▸ **Work to be completed**: Render the following material again verbatim, leaving nothing out.

▸ **Data block**:
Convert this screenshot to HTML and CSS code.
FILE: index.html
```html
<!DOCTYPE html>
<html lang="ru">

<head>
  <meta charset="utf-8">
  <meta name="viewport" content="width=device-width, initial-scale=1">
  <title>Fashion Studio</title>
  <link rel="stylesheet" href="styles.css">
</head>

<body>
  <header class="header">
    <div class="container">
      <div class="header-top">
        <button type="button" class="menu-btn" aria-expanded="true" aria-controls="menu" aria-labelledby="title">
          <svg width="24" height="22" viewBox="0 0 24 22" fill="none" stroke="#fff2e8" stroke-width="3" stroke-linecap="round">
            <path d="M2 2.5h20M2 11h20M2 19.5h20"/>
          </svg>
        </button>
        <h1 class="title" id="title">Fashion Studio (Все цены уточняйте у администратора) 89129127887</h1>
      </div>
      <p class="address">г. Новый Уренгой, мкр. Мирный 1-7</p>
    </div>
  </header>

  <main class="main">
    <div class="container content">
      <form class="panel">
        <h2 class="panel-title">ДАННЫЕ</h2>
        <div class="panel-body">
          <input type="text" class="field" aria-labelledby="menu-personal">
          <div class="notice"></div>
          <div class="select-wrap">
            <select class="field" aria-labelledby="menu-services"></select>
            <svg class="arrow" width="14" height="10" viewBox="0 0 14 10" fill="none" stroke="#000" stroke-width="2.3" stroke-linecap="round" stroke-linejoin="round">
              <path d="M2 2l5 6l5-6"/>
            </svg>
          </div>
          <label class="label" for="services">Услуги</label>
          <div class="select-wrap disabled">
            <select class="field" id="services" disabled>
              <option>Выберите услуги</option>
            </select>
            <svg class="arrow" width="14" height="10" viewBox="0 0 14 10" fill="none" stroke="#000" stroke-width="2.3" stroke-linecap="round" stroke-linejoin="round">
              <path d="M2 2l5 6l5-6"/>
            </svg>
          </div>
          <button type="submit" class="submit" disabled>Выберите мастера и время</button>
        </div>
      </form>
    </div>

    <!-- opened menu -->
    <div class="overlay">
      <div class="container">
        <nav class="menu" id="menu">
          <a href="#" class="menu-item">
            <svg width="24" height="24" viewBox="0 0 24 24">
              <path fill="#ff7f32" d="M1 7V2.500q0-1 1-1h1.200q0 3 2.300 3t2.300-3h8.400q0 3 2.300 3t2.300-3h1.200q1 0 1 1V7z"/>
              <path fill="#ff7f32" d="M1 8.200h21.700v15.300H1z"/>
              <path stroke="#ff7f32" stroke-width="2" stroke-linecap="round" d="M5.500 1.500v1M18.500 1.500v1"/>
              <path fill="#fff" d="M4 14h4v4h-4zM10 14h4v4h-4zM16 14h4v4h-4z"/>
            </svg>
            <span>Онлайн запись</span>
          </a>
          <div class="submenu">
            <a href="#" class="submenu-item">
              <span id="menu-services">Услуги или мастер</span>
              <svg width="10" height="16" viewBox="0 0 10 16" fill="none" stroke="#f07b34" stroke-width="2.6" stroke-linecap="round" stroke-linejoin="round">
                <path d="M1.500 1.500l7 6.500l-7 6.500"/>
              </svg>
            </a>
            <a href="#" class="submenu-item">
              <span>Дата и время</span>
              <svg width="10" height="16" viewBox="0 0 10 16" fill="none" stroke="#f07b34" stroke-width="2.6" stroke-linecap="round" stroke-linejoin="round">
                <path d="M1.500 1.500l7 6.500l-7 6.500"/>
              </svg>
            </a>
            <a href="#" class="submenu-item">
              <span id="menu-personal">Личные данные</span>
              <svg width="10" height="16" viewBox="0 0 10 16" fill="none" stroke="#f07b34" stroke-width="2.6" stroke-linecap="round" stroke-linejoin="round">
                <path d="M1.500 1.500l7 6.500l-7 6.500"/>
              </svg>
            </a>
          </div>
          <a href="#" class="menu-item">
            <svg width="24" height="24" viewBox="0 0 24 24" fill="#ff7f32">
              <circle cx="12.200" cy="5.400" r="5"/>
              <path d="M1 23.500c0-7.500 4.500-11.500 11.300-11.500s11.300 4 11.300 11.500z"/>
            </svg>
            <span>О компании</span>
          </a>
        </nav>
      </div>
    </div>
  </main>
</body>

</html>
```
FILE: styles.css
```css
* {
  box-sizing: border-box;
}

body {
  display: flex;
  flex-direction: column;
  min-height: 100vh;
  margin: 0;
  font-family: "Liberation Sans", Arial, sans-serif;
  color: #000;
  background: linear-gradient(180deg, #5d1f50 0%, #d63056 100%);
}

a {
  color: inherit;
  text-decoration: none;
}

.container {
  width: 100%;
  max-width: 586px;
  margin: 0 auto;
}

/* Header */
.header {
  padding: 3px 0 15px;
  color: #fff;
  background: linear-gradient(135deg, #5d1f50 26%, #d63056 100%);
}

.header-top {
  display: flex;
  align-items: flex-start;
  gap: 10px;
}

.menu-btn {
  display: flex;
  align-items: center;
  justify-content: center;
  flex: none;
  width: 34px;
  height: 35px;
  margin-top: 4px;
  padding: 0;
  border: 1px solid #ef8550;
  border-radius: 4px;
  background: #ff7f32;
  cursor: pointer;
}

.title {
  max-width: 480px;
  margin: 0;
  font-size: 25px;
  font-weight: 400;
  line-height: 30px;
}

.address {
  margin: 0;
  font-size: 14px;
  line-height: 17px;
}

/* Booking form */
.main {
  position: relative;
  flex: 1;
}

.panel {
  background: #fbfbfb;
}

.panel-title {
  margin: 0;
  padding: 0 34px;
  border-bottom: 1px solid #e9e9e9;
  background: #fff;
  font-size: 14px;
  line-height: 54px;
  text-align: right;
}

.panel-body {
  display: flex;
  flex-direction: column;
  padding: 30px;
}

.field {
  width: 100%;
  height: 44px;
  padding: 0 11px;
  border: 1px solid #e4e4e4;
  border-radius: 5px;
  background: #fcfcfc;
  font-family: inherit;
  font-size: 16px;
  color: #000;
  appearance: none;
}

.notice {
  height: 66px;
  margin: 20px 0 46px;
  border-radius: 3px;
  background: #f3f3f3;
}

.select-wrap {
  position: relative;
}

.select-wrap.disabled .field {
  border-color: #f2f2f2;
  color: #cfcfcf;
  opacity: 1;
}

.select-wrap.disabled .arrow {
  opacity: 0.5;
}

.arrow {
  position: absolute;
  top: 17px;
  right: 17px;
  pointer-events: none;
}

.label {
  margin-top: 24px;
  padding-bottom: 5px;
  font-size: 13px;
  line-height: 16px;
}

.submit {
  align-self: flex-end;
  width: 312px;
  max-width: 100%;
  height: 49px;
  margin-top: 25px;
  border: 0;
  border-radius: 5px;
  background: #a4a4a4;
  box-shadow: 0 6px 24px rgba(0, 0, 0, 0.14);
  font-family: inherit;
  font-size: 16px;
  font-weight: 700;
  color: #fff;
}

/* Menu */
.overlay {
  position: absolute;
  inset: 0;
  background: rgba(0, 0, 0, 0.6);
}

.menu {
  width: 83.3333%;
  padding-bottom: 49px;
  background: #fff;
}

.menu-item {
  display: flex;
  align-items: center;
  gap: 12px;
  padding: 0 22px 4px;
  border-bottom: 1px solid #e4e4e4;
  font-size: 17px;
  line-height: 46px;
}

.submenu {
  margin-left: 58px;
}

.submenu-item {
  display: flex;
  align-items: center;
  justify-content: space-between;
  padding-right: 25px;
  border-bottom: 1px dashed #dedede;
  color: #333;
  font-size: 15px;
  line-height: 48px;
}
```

▸ **Task result**:
Convert this screenshot to HTML and CSS code.
FILE: index.html
```html
<!DOCTYPE html>
<html lang="ru">

<head>
  <meta charset="utf-8">
  <meta name="viewport" content="width=device-width, initial-scale=1">
  <title>Fashion Studio</title>
  <link rel="stylesheet" href="styles.css">
</head>

<body>
  <header class="header">
    <div class="container">
      <div class="header-top">
        <button type="button" class="menu-btn" aria-expanded="true" aria-controls="menu" aria-labelledby="title">
          <svg width="24" height="22" viewBox="0 0 24 22" fill="none" stroke="#fff2e8" stroke-width="3" stroke-linecap="round">
            <path d="M2 2.5h20M2 11h20M2 19.5h20"/>
          </svg>
        </button>
        <h1 class="title" id="title">Fashion Studio (Все цены уточняйте у администратора) 89129127887</h1>
      </div>
      <p class="address">г. Новый Уренгой, мкр. Мирный 1-7</p>
    </div>
  </header>

  <main class="main">
    <div class="container content">
      <form class="panel">
        <h2 class="panel-title">ДАННЫЕ</h2>
        <div class="panel-body">
          <input type="text" class="field" aria-labelledby="menu-personal">
          <div class="notice"></div>
          <div class="select-wrap">
            <select class="field" aria-labelledby="menu-services"></select>
            <svg class="arrow" width="14" height="10" viewBox="0 0 14 10" fill="none" stroke="#000" stroke-width="2.3" stroke-linecap="round" stroke-linejoin="round">
              <path d="M2 2l5 6l5-6"/>
            </svg>
          </div>
          <label class="label" for="services">Услуги</label>
          <div class="select-wrap disabled">
            <select class="field" id="services" disabled>
              <option>Выберите услуги</option>
            </select>
            <svg class="arrow" width="14" height="10" viewBox="0 0 14 10" fill="none" stroke="#000" stroke-width="2.3" stroke-linecap="round" stroke-linejoin="round">
              <path d="M2 2l5 6l5-6"/>
            </svg>
          </div>
          <button type="submit" class="submit" disabled>Выберите мастера и время</button>
        </div>
      </form>
    </div>

    <!-- opened menu -->
    <div class="overlay">
      <div class="container">
        <nav class="menu" id="menu">
          <a href="#" class="menu-item">
            <svg width="24" height="24" viewBox="0 0 24 24">
              <path fill="#ff7f32" d="M1 7V2.500q0-1 1-1h1.200q0 3 2.300 3t2.300-3h8.400q0 3 2.300 3t2.300-3h1.200q1 0 1 1V7z"/>
              <path fill="#ff7f32" d="M1 8.200h21.700v15.300H1z"/>
              <path stroke="#ff7f32" stroke-width="2" stroke-linecap="round" d="M5.500 1.500v1M18.500 1.500v1"/>
              <path fill="#fff" d="M4 14h4v4h-4zM10 14h4v4h-4zM16 14h4v4h-4z"/>
            </svg>
            <span>Онлайн запись</span>
          </a>
          <div class="submenu">
            <a href="#" class="submenu-item">
              <span id="menu-services">Услуги или мастер</span>
              <svg width="10" height="16" viewBox="0 0 10 16" fill="none" stroke="#f07b34" stroke-width="2.6" stroke-linecap="round" stroke-linejoin="round">
                <path d="M1.500 1.500l7 6.500l-7 6.500"/>
              </svg>
            </a>
            <a href="#" class="submenu-item">
              <span>Дата и время</span>
              <svg width="10" height="16" viewBox="0 0 10 16" fill="none" stroke="#f07b34" stroke-width="2.6" stroke-linecap="round" stroke-linejoin="round">
                <path d="M1.500 1.500l7 6.500l-7 6.500"/>
              </svg>
            </a>
            <a href="#" class="submenu-item">
              <span id="menu-personal">Личные данные</span>
              <svg width="10" height="16" viewBox="0 0 10 16" fill="none" stroke="#f07b34" stroke-width="2.6" stroke-linecap="round" stroke-linejoin="round">
                <path d="M1.500 1.500l7 6.500l-7 6.500"/>
              </svg>
            </a>
          </div>
          <a href="#" class="menu-item">
            <svg width="24" height="24" viewBox="0 0 24 24" fill="#ff7f32">
              <circle cx="12.200" cy="5.400" r="5"/>
              <path d="M1 23.500c0-7.500 4.500-11.500 11.300-11.500s11.300 4 11.300 11.500z"/>
            </svg>
            <span>О компании</span>
          </a>
        </nav>
      </div>
    </div>
  </main>
</body>

</html>
```
FILE: styles.css
```css
* {
  box-sizing: border-box;
}

body {
  display: flex;
  flex-direction: column;
  min-height: 100vh;
  margin: 0;
  font-family: "Liberation Sans", Arial, sans-serif;
  color: #000;
  background: linear-gradient(180deg, #5d1f50 0%, #d63056 100%);
}

a {
  color: inherit;
  text-decoration: none;
}

.container {
  width: 100%;
  max-width: 586px;
  margin: 0 auto;
}

/* Header */
.header {
  padding: 3px 0 15px;
  color: #fff;
  background: linear-gradient(135deg, #5d1f50 26%, #d63056 100%);
}

.header-top {
  display: flex;
  align-items: flex-start;
  gap: 10px;
}

.menu-btn {
  display: flex;
  align-items: center;
  justify-content: center;
  flex: none;
  width: 34px;
  height: 35px;
  margin-top: 4px;
  padding: 0;
  border: 1px solid #ef8550;
  border-radius: 4px;
  background: #ff7f32;
  cursor: pointer;
}

.title {
  max-width: 480px;
  margin: 0;
  font-size: 25px;
  font-weight: 400;
  line-height: 30px;
}

.address {
  margin: 0;
  font-size: 14px;
  line-height: 17px;
}

/* Booking form */
.main {
  position: relative;
  flex: 1;
}

.panel {
  background: #fbfbfb;
}

.panel-title {
  margin: 0;
  padding: 0 34px;
  border-bottom: 1px solid #e9e9e9;
  background: #fff;
  font-size: 14px;
  line-height: 54px;
  text-align: right;
}

.panel-body {
  display: flex;
  flex-direction: column;
  padding: 30px;
}

.field {
  width: 100%;
  height: 44px;
  padding: 0 11px;
  border: 1px solid #e4e4e4;
  border-radius: 5px;
  background: #fcfcfc;
  font-family: inherit;
  font-size: 16px;
  color: #000;
  appearance: none;
}

.notice {
  height: 66px;
  margin: 20px 0 46px;
  border-radius: 3px;
  background: #f3f3f3;
}

.select-wrap {
  position: relative;
}

.select-wrap.disabled .field {
  border-color: #f2f2f2;
  color: #cfcfcf;
  opacity: 1;
}

.select-wrap.disabled .arrow {
  opacity: 0.5;
}

.arrow {
  position: absolute;
  top: 17px;
  right: 17px;
  pointer-events: none;
}

.label {
  margin-top: 24px;
  padding-bottom: 5px;
  font-size: 13px;
  line-height: 16px;
}

.submit {
  align-self: flex-end;
  width: 312px;
  max-width: 100%;
  height: 49px;
  margin-top: 25px;
  border: 0;
  border-radius: 5px;
  background: #a4a4a4;
  box-shadow: 0 6px 24px rgba(0, 0, 0, 0.14);
  font-family: inherit;
  font-size: 16px;
  font-weight: 700;
  color: #fff;
}

/* Menu */
.overlay {
  position: absolute;
  inset: 0;
  background: rgba(0, 0, 0, 0.6);
}

.menu {
  width: 83.3333%;
  padding-bottom: 49px;
  background: #fff;
}

.menu-item {
  display: flex;
  align-items: center;
  gap: 12px;
  padding: 0 22px 4px;
  border-bottom: 1px solid #e4e4e4;
  font-size: 17px;
  line-height: 46px;
}

.submenu {
  margin-left: 58px;
}

.submenu-item {
  display: flex;
  align-items: center;
  justify-content: space-between;
  padding-right: 25px;
  border-bottom: 1px dashed #dedede;
  color: #333;
  font-size: 15px;
  line-height: 48px;
}
```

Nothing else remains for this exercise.